I am lucky that I know how to knit and crochet. My mother started me knitting when I was probably eight or so – but not for long. I hated it and couldn’t be persuaded to knit more than a row or so which yielded little inspiration. She tried again with better success when I was sixteen. I learned some basics: knit, purl, yarnover and knit 2 together. I managed an entire scarf in a simple but showy pattern and made several before becoming bored again.

A few years later, I picked up again, then dropped it out of frustration. This cycle continued with five to ten years between attempts to get past knitting a single scarf. Throughout this, my goal was always an end result, the knitting was a means to an end. I saw pictures of beautiful hats, sweaters, whatever, and wanted that. Trying to make it was an exercise in torture and tedium.

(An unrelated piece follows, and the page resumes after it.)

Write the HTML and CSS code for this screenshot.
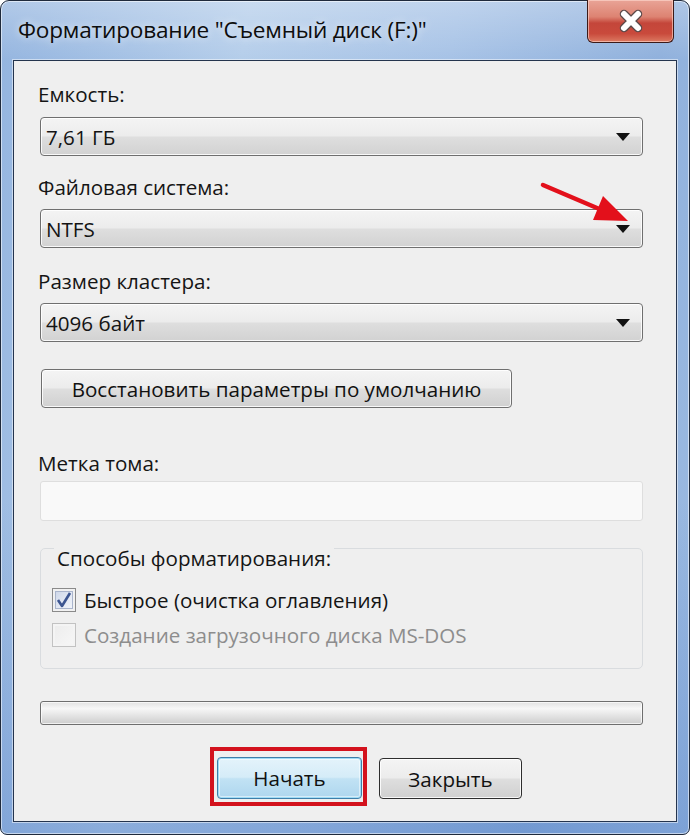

Shortly before she died, I asked my mother to teach me how to crochet. She did this in a single evening by teaching me the basics: single, double, and triple crochet stitches and then had me make a basic granny square. I was elated because it went so much faster than knitting but before long, set it aside as child-rearing got it the way. And crochet had quickly become just as frustrating as knitting. My mother died and I had no one to ask questions when I couldn’t figure out a pattern.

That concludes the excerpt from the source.